Just when it seemed Mouyeos might have been one in a million, another customer jumped out of her seat.
"Listen, I'd like to help her out," Karen Wenberg said as she walked toward the counter.
When the pharmacist told Wenberg the entire prescription cost $140, she responded by sliding her credit card toward him and asked him to put $50 on the card.
"This is so embarrassing," Kornman protested.
Wenberg draped her arm over her and said, "Don't be embarrassed. You know what? Medication is so f***ing expensive. There is no reason to be embarrassed. ... Sometimes we just pass on the good that's been given to us."
But Wenberg's generosity didn't stop there.
As Kornman took out her cash to pay the remaining balance, Wenberg once again interceded.
"Is that all the money you have?" Wenberg asked. "Wait, sir. Give her back her cash and put it all on my card. Give it back."
Afterward, with cameras in tow, "What Would You Do?" anchor John Quinones asked Wenberg why she felt so compelled to help.
"Who wouldn't? I mean, who couldn't?" she said, and then hugged Kornman. "You're such a doll. God, who could let this little woman walk out of here without at least a frikkin' pill!"
"What Would You Do?" had been taping for only two hours and in every scene, someone had stepped up to help Kornman.
But was it just a fluke? "What Would You Do?" decided to try one more time.
Wally Westervelt couldn't help but overhear Kornman's dilemma and immediately spun into action.
"I'll help you out, I'll give you money if you need it," he told Kornman.
Then suddenly, he left the pharmacy.
It wasn't clear where he was going until the cameras caught him outside -- running down the sidewalk. He had gone to the ATM to get some cash.
"Ma'am, let's get your medication," he said to Kornman, and proceeded to pay for her medication.
When we caught up with Westervelt, he said even though she was a stranger, it broke his heart to see her go without what she needed.
It's a dilemma he knows all too well -- he works for a pharmaceutical company.
Colgate University psychology professor Carrie Keating said Westervelt related to Kornman on some level.
"She definitely looked like a person who was out of options, powerless, and her plight was not her own fault ... and that is almost, to us, the ideal victim, whom we are likely to help."
But what if the victim were a younger woman?
This time, "What Would You Do?" cast 30-something Traci Hovel to play the part of an unemployed woman badly in need of antibiotics.
Though customers appeared to notice right away, most stayed quiet.
Two men even let her leave in tears without her medication.

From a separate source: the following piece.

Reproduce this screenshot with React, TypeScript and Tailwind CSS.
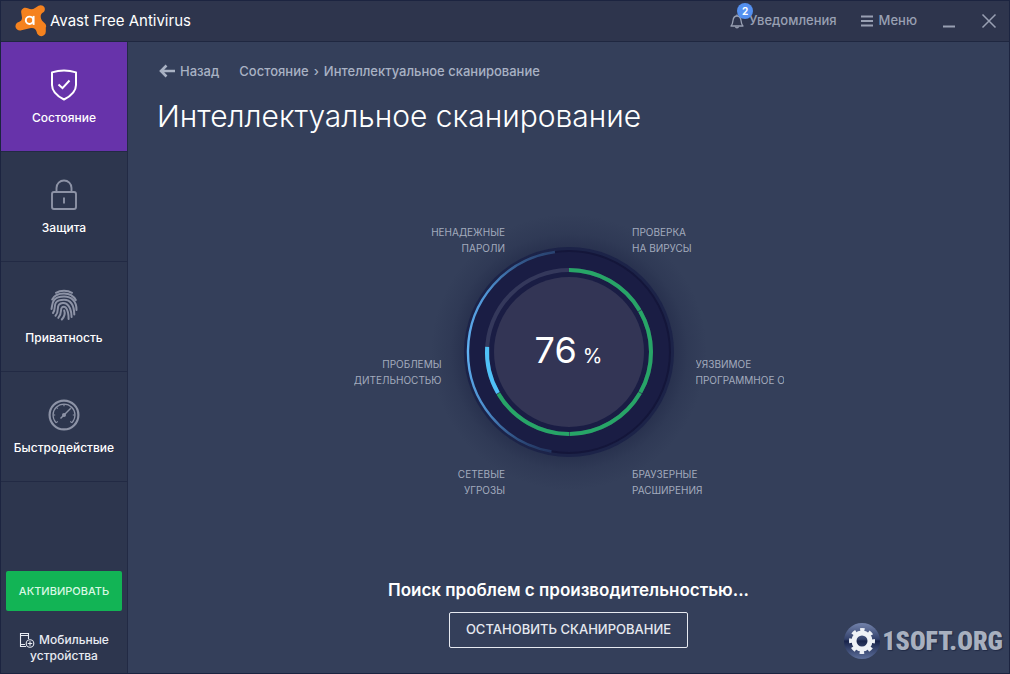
import type { ReactNode } from 'react';

// ── Icons ───────────────────────────────────────────────────────────────

function AvastLogo() {
  return (
    <svg className="h-8 w-8 shrink-0" viewBox="0 0 32 32" aria-hidden="true">
      <path
        fill="#f5821f"
        d="M8.4 3.2C10 2.3 12 2.9 13.400 3.600C15.500 4.700 18 4.600 20 3L23.500.8C25.600-.5 28.300.2 29.400 2.300C30.400 4.300 29.700 6.400 28 7.500C25.600 9 25.200 11.500 26.200 14C27 16 28.700 17.300 30 18.600C31.300 20 31.400 21.400 30.800 22.600V26.600C30.800 29.500 28.700 31.300 26.200 31.200C23.600 31.100 22 29.200 21.600 26.800C21 24 19 22.600 16 23L6.400 25.200C3.800 26 1.200 24.600 .6 22.200C0 19.700 1.600 17.700 3.800 17C6.400 16.200 7.300 14.400 6.900 12L6.200 7.400C5.900 5.700 6.800 4.100 8.400 3.200Z"
      />
      <circle cx="14.500" cy="15.300" r="3.700" fill="none" stroke="#fff" strokeWidth="1.900" />
      <path d="M18.600 10.900V19.900" stroke="#fff" strokeWidth="1.900" />
    </svg>
  );
}

function ShieldIcon() {
  return (
    <svg className="h-8 w-8" viewBox="0 0 32 32" fill="none" stroke="currentColor" strokeWidth="2" strokeLinejoin="round">
      <path d="M16 1.500C19.500 1.500 24 2.100 28 3.400V16C28 23.500 22 27.500 16 30.500C10 27.500 4 23.500 4 16V3.400C8 2.100 12.500 1.500 16 1.500Z" />
      <path d="M10.500 15.500L14.500 19.200L21.500 11.500" strokeLinejoin="miter" />
    </svg>
  );
}

function LockIcon() {
  return (
    <svg className="h-8 w-8" viewBox="0 0 32 32" fill="none" stroke="currentColor" strokeWidth="1.900">
      <rect x="4" y="13" width="24" height="17" rx="2" />
      <path d="M8.500 13V9A7.500 7.500 0 0 1 23.500 9V13" />
      <path d="M16 18.500V24.500" />
    </svg>
  );
}

function FingerprintIcon() {
  return (
    <svg className="h-8 w-7" viewBox="0 0 28 32" fill="none" stroke="currentColor" strokeWidth="2" strokeLinecap="round">
      <path d="M6 3.800C10.500 1 17.500 1 22 3.800" />
      <path d="M2.200 10.500C4 6.500 8.500 4.400 14 4.400C19 4.400 23.500 6.700 25.800 11" />
      <path d="M1.500 20C2.500 16.500.8 7.600 14 7.600C21.500 7.600 26.700 12 26.500 21" />
      <path d="M3 24C6 20.500 3.500 17 6 13.500C8 11 11 10.800 14 10.800C20 10.800 24 15 24.300 25.500" />
      <path d="M5.500 26.800C9.500 22.500 6.500 18.500 9 15.700C11 13.500 14.500 13.600 16.500 14.800C20.500 17.500 21.500 22 21.600 28" />
      <path d="M8.300 28.900C12.500 24.500 10 20.500 11.800 18.600C13 17.200 15 17.400 16 18.900C18 21.500 18.600 25 18.600 30" />
      <path d="M11.800 30.500C14.500 27.500 15.400 24.500 14.200 21.500" />
    </svg>
  );
}

function GaugeIcon() {
  return (
    <svg className="h-8 w-8" viewBox="0 0 32 32" fill="none" stroke="currentColor">
      <circle cx="16" cy="16" r="14.400" strokeWidth="2.200" />
      <path d="M8.200 23.800A11 11 0 1 1 23.800 23.800" strokeWidth="1.200" />
      <path
        d="M5 16H7.200M8.200 8.200L9.700 9.700M16 5V7.200M23.800 8.200L22.300 9.700M27 16H24.800M23.800 23.800L22.300 22.300M8.200 23.800L9.700 22.300"
        strokeWidth="1.200"
      />
      <path d="M12.500 19.500L22.500 9.500" strokeWidth="1.500" />
      <circle cx="16" cy="16" r="2" fill="currentColor" stroke="none" />
    </svg>
  );
}

function BellIcon() {
  return (
    <svg className="h-4 w-4" viewBox="0 0 16 16" fill="none" stroke="currentColor" strokeWidth="1.300" strokeLinejoin="round">
      <path d="M2 13H14C12.500 11.800 12.300 10 12 7.500C11.700 4.800 10.500 3 8 3C5.500 3 4.300 4.800 4 7.500C3.700 10 3.500 11.800 2 13Z" />
      <path d="M8 3V1.500M6.500 13.500C6.700 15.300 9.300 15.300 9.500 13.500" />
    </svg>
  );
}

function MobileIcon() {
  return (
    <svg className="h-4 w-4 shrink-0" viewBox="0 0 16 16" fill="none" stroke="currentColor" strokeWidth="1.100">
      <path d="M7 14.500H1.500V1.500H9.500V7M1.500 3.500H9.500M1.500 12.500H6" />
      <circle cx="11" cy="11.500" r="3.800" />
      <path d="M11 9.300V13.700M8.800 11.500H13.200" />
    </svg>
  );
}

// ── Scan dial ───────────────────────────────────────────────────────────

const CENTER = 140;

function arc(radius: number, from: number, to: number): string {
  const point = (deg: number) => {
    const rad = ((deg - 90) * Math.PI) / 180;
    return `${(CENTER + radius * Math.cos(rad)).toFixed(2)} ${(CENTER + radius * Math.sin(rad)).toFixed(2)}`;
  };
  return `M${point(from)}A${radius} ${radius} 0 ${to - from > 180 ? 1 : 0} 1 ${point(to)}`;
}

const doneSegments = [0, 60, 120, 180];

function Dial({ percent }: { percent: number }) {
  return (
    <div className="grid place-items-center">
      <svg className="col-start-1 row-start-1 h-[280px] w-[280px]" viewBox="0 0 280 280" aria-hidden="true">
        <defs>
          <radialGradient id="halo">
            <stop offset="0.74" stopColor="#222a48" stopOpacity="0.7" />
            <stop offset="0.86" stopColor="#222a48" stopOpacity="0.25" />
            <stop offset="1" stopColor="#222a48" stopOpacity="0" />
          </radialGradient>
          <linearGradient id="sweep" x1="0" y1="0" x2="0" y2="1">
            <stop offset="0" stopColor="#5aa9ee" stopOpacity="0.3" />
            <stop offset="0.2" stopColor="#5aa9ee" stopOpacity="0.85" />
            <stop offset="0.5" stopColor="#62b4f5" />
            <stop offset="0.8" stopColor="#5aa9ee" stopOpacity="0.8" />
            <stop offset="1" stopColor="#5aa9ee" stopOpacity="0.2" />
          </linearGradient>
        </defs>
        <circle cx={CENTER} cy={CENTER} r="138" fill="url(#halo)" />
        <circle cx={CENTER} cy={CENTER} r="105" fill="#1c2348" />
        <circle cx={CENTER} cy={CENTER} r="101" fill="#1a1d44" stroke="#14163a" strokeWidth="2" />
        <circle cx={CENTER} cy={CENTER} r="82" fill="none" stroke="#34385b" strokeWidth="4" />
        <circle cx={CENTER} cy={CENTER} r="75" fill="#333555" />
        <path d={arc(101, 190, 352)} fill="none" stroke="url(#sweep)" strokeWidth="2.400" />
        {doneSegments.map(start => (
          <path key={start} d={arc(82, start, start + 59.5)} fill="none" stroke="#27a567" strokeWidth="4" />
        ))}
        <path d={arc(82, 240, percent * 3.6)} fill="none" stroke="#4fc1f7" strokeWidth="4" />
      </svg>
      <p className="col-start-1 row-start-1 flex items-baseline gap-1.5 pb-1 text-white">
        <span className="text-4xl">{percent}</span>
        <span className="text-xl">%</span>
      </p>
    </div>
  );
}

function StageLabel({ lines, side }: { lines: string[]; side: 'left' | 'right' }) {
  return (
    <div
      className={`flex min-w-0 flex-1 flex-col overflow-hidden whitespace-nowrap ${side === 'left' ? 'items-end' : 'items-start'}`}
    >
      {lines.map(line => (
        <span key={line}>{line}</span>
      ))}
    </div>
  );
}

// ── Sidebar ─────────────────────────────────────────────────────────────

const navItems: { label: string; icon: ReactNode; active?: boolean }[] = [
  { label: 'Состояние', icon: <ShieldIcon />, active: true },
  { label: 'Защита', icon: <LockIcon /> },
  { label: 'Приватность', icon: <FingerprintIcon /> },
  { label: 'Быстродействие', icon: <GaugeIcon /> },
];

function Sidebar() {
  return (
    <aside className="flex w-[127px] shrink-0 flex-col border-r border-[#222a44] bg-[#2d364e]">
      <nav>
        {navItems.map(item => (
          <a
            key={item.label}
            href="#"
            className={`flex h-[110px] flex-col items-center gap-[7px] border-b border-[#222a44] pt-[27px] text-xs leading-5 font-medium text-white ${item.active ? 'bg-[#6733aa]' : ''}`}
          >
            <span className={item.active ? 'text-white' : 'text-[#8d93a6]'}>{item.icon}</span>
            {item.label}
          </a>
        ))}
      </nav>
      <div className="mt-auto flex flex-col gap-[21px] px-[5px] pb-[9px]">
        <button className="h-10 rounded-xs bg-[#12b455] text-[11px] font-medium text-[#d9f8e4]">АКТИВИРОВАТЬ</button>
        <a href="#" className="text-center text-xs leading-4 font-medium text-[#e8ebf2]">
          <span className="flex items-center justify-center gap-1">
            <MobileIcon />
            Мобильные
          </span>
          устройства
        </a>
      </div>
    </aside>
  );
}

// ── Title bar ───────────────────────────────────────────────────────────

function TitleBar() {
  return (
    <header className="flex h-[41px] shrink-0 items-center border-b border-[#1f2740] bg-[#2e354d] pr-3 pl-3.5 text-[#99a0b3]">
      <AvastLogo />
      <span className="ml-[3px] text-[15px] text-white">Avast Free Antivirus</span>
      <div className="ml-auto flex items-center text-[13px] font-medium">
        <button className="relative flex items-center gap-1">
          <BellIcon />
          Уведомления
          <span className="absolute -top-2 left-2 flex h-4 w-4 items-center justify-center rounded-full bg-[#5490f0] text-[10px] font-bold text-white">
            2
          </span>
        </button>
        <button className="ml-6 flex items-center gap-1.5">
          <svg className="h-3 w-3" viewBox="0 0 12 12" stroke="currentColor" strokeWidth="2">
            <path d="M0 1.500H12M0 6H12M0 10.500H12" />
          </svg>
          Меню
        </button>
        <button className="ml-6" aria-label="Свернуть">
          <svg className="h-4 w-4" viewBox="0 0 16 16" stroke="currentColor" strokeWidth="2">
            <path d="M2 13.500H14" />
          </svg>
        </button>
        <button className="ml-6" aria-label="Закрыть">
          <svg className="h-4 w-4" viewBox="0 0 16 16" stroke="currentColor" strokeWidth="1.500">
            <path d="M1.500 1.500L14.500 14.500M14.500 1.500L1.500 14.500" />
          </svg>
        </button>
      </div>
    </header>
  );
}

function Watermark() {
  return (
    <div className="absolute right-1.5 bottom-3 flex items-center">
      <svg className="h-10 w-10" viewBox="0 0 40 40" aria-hidden="true">
        <defs>
          <linearGradient id="orb" x1="0" y1="0" x2="0" y2="1">
            <stop offset="0" stopColor="#7383ac" />
            <stop offset="0.45" stopColor="#33416b" />
            <stop offset="0.5" stopColor="#18234a" />
            <stop offset="1" stopColor="#5d6f9b" />
          </linearGradient>
        </defs>
        <circle cx="20" cy="20" r="18" fill="url(#orb)" />
        <circle cx="20" cy="20" r="8" fill="none" stroke="#eef1f6" strokeWidth="5" />
        <circle cx="20" cy="20" r="11" fill="none" stroke="#eef1f6" strokeWidth="4" strokeDasharray="4.320 4.320" strokeDashoffset="2.160" />
      </svg>
      <span className="font-['Impact','Roboto_Condensed','Open_Sans_Condensed','Roboto',sans-serif] text-[26px] leading-10 font-black text-[#a8b0bf] text-shadow-[1px_1px_1px_#202a45]">
        1SOFT.ORG
      </span>
    </div>
  );
}

export default function App() {
  return (
    <div className="flex min-h-screen flex-col border border-[#1c2440] bg-[#343f5a] font-['Inter',sans-serif]">
      <TitleBar />
      <div className="flex flex-1">
        <Sidebar />
        <main className="relative flex min-w-0 flex-1 flex-col pt-5 pb-[25px]">
          <div className="px-7">
            <nav className="flex items-center text-[13px] leading-[18px] font-medium text-[#a9b2c4]">
              <a href="#" className="flex items-center gap-[5px] pl-[3px]">
                <svg className="h-4 w-4" viewBox="0 0 16 16" fill="none" stroke="currentColor" strokeWidth="2.600">
                  <path d="M16 8H2.500M7.500 2.500L2 8L7.500 13.500" />
                </svg>
                Назад
              </a>
              <a href="#" className="ml-5">Состояние</a>
              <span className="mx-[5px]">›</span>
              <span>Интеллектуальное сканирование</span>
            </nav>
            <h1 className="mt-4 pl-px text-3xl leading-10 font-light text-white">Интеллектуальное сканирование</h1>
          </div>

          <section className="mt-[70px] mb-auto grid place-items-center">
            <div className="col-start-1 row-start-1">
              <Dial percent={76} />
            </div>
            <div className="col-start-1 row-start-1 flex w-[430px] flex-col pt-[18px] text-[10px] leading-4 text-[#a3abbd]">
              <div className="flex gap-[127px]">
                <StageLabel side="left" lines={['НЕНАДЕЖНЫЕ', 'ПАРОЛИ']} />
                <StageLabel side="right" lines={['ПРОВЕРКА', 'НА ВИРУСЫ']} />
              </div>
              <div className="mt-25 flex gap-[254px]">
                <StageLabel side="left" lines={['ПРОБЛЕМЫ', 'С ПРОИЗВОДИТЕЛЬНОСТЬЮ']} />
                <StageLabel side="right" lines={['УЯЗВИМОЕ', 'ПРОГРАММНОЕ ОБЕСПЕЧЕНИЕ']} />
              </div>
              <div className="mt-[78px] flex gap-[127px]">
                <StageLabel side="left" lines={['СЕТЕВЫЕ', 'УГРОЗЫ']} />
                <StageLabel side="right" lines={['БРАУЗЕРНЫЕ', 'РАСШИРЕНИЯ']} />
              </div>
            </div>
          </section>

          <div className="flex flex-col items-center gap-3">
            <p className="text-[17px] leading-5 font-semibold text-white">Поиск проблем с производительностью...</p>
            <button className="h-9 rounded-xs border border-[#e6e9f0] px-4 text-[13px] font-medium text-[#e6e9f0]">
              ОСТАНОВИТЬ СКАНИРОВАНИЕ
            </button>
          </div>
          <Watermark />
        </main>
      </div>
    </div>
  );
}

They said later that she looked like she had more options.
"I think you've got to deal with your own life before you can help somebody else," bystander Steve Pangiochi said.
Time and again, no one offered to help Hovel pay for medication she so desperately needed. But why were people so much more willing to help the elderly actress?
Keating said Hovel was a less sympathetic victim.
"This actress was seen as having options and someone who could take responsibility for her own plight, so we didn't have a major motivating favor there for empathy and helping behavior," she explained.
So, would anyone help the younger actress?
In one of the very last scenes, one woman finally came to her rescue.
MaryAnne Connelly, a special education teacher, stood beside Hovel and almost immediately offered her assistance.
"If I gave her $25, would you give her half," she asked the pharmacist.
But then, she took it one step further. How long would that supply last Hovel? she asked.
"About a four-day supply ... she really needs to take it for 12 days," he responded.
"Here, give her $50 and put that there with mine," Connelly said, becoming the only person over the course of two days to help the younger actress.
"So many people don't take their medicine because they can't afford it," she said. "They can't take their medicine, they can't pay for it ... and I don't like that. I don't think it's right."
Neither did the four other strangers who opened their hearts and their wallets -- reaching out a hand to help a woman in need.